I want to join with those other members who have praised the work of the Standing Orders Committee. This committee has worked hard and diligently. In particular, I would like to join with my friend, the honorable member for Ryan (Mr. Drury), in recognizing the tremendous amount of work that has been done by the Clerk and his assistant. One does not need to be a member of the committee or to peep behind the scenes to realize the great amount of work that they have done.
Some very useful -suggestions have been made during the course of this debate, whether or not they meet with our instant approval, or with our approval in any form. The honorable member for Fremantle (Mr. Beazley) referred to what he described as the discourtesy represented by the amount of time that some questions remain on the notice-paper. Surely it is not beyond our collective wit to devise some means whereby questions will be answered with greater celerity than has been the case in the past. The honorable member for Mackellar (Mr. Wentworth) has made this afternoon some useful suggestions, and, whether or not you agree with them, some very challenging remarks. Returning to the honorable member for Fremantle and the matter of questions, I hope the honorable gentleman will realize and concede that preparing answers to some questions calls for a tremendous amount of research. At times I have wondered what amount of money is involved in answering all the questions that are placed on the noticepaper. I am not suggesting for one moment that any member should be told, “ You cannot ask that question “, but some of the questions seem so vague, so esoteric in their make-up, that one wonders why the individual wants the information.
What I wish to deal with this afternoon in connexion with the report of the Standing Orders Committee concerns parliamentary privilege - the privilege of those who are here in relation to the House itself and in relation to the people outside this House. The committee has considered the standing orders that relate to parliamentary privilege and order and has made suggestions ranging over Standing Orders Nos. 96 to 101. I hope that no member of the committee will feel aggrieved when I say it is singular that the question of privilege itself, involving the relationship of members one to another and their relationship to the outside world, has not been canvassed. It may be argued quite legitimately that this was not the occasion for parliamentary privilege to be considered in that sense, but I want to make a few random observations on the question, because I believe it does involve in a very real sense the core of Parliament itself. In its famous protestation of 1621, the House of Commons declared the privilege of Parliament to be the birthright and inheritance of the subject. In other words, parliamentary privilege - what we exercise in this House - is in a very real sense the privilege of the people of Australia. I had hoped that the honorable member for Grayndler would at least have the capacity, if not the instinct, to realize that those who speak in this chamber speak under parliamentary privilege. Those who speak in Hyde Park do not speak under parliamentary privilege. It is very easy to get up in this chamber and say outrageous things about people outside, knowing full well that no responsibility devolves upon the individual to substantiate one iota of what he has said. Some of the things said here of people outside the chamber are so infamous, so notorious-
– The most guilty man!
– I was waiting for the fish or the shark to rise to the bait on this occasion.

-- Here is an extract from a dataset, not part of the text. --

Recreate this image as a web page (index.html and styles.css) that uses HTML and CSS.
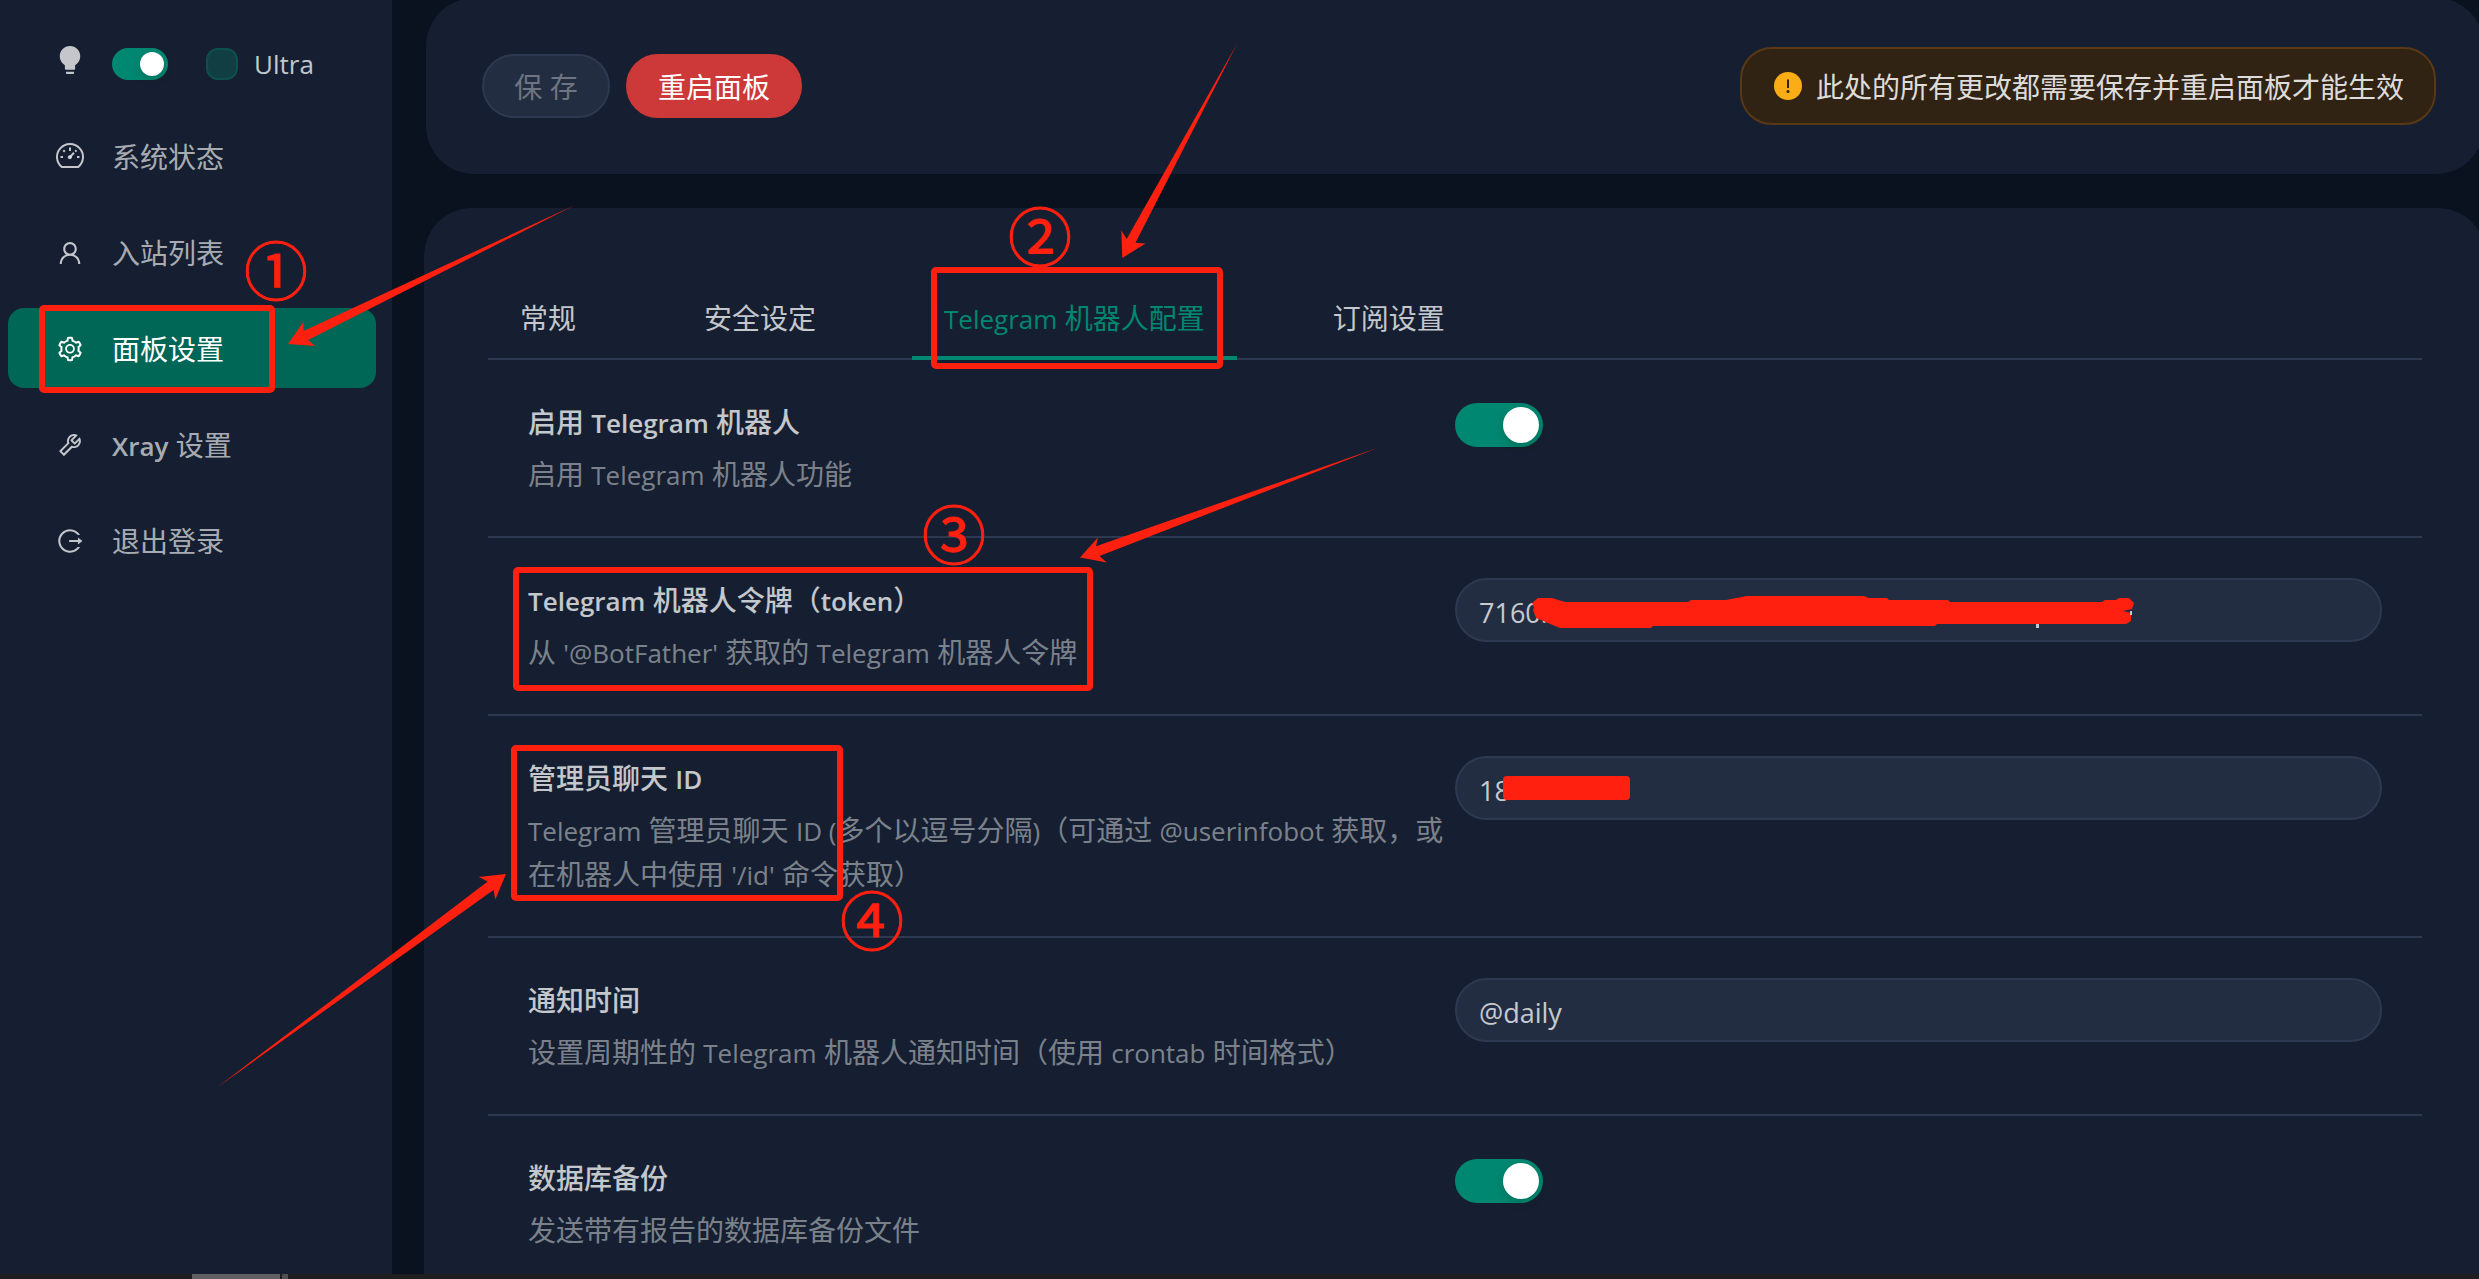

The honorable member a few days ago made the charge against me that I had said things of people. I invite my honorable friend to find one statement that I have made in this Parliament that I would not instantly go outside and repeat, completely shed of parliamentary privilege. I make the challenge to the honorable gentleman. I know he is of the sporting variety, and I hope he will accept it. And the individual outside! What recourse has he? He has no recourse at all. He can merely complain, by way of a letter to a newspaper, that he has been defamed inside Parliament, but he has no recourse. He cannot go to the court, because what the member has said in the Parliament is completely privileged. In a very real sense the matter is left to the sense and fitness and decency of the member concerned, and if we are honest with ourselves we must admit that those qualities have not always been apparent. I believe there is scope here for exploration by the Committee of Privileges itself. This is not a trifling consideration. It is a very important consideration. My proposition is simply that a member must remain completely free; yet he must behave in a completely honorable way, and some circumstances, admittedly, make it very difficult to present an equipoise between the two. I hope that the suggestions I have made concerning the privileges of members will be examined by the Committee of Privileges or by the Standing Orders Committee, in an attempt to evolve some form of redress for members of the outside public who are defamed in this House.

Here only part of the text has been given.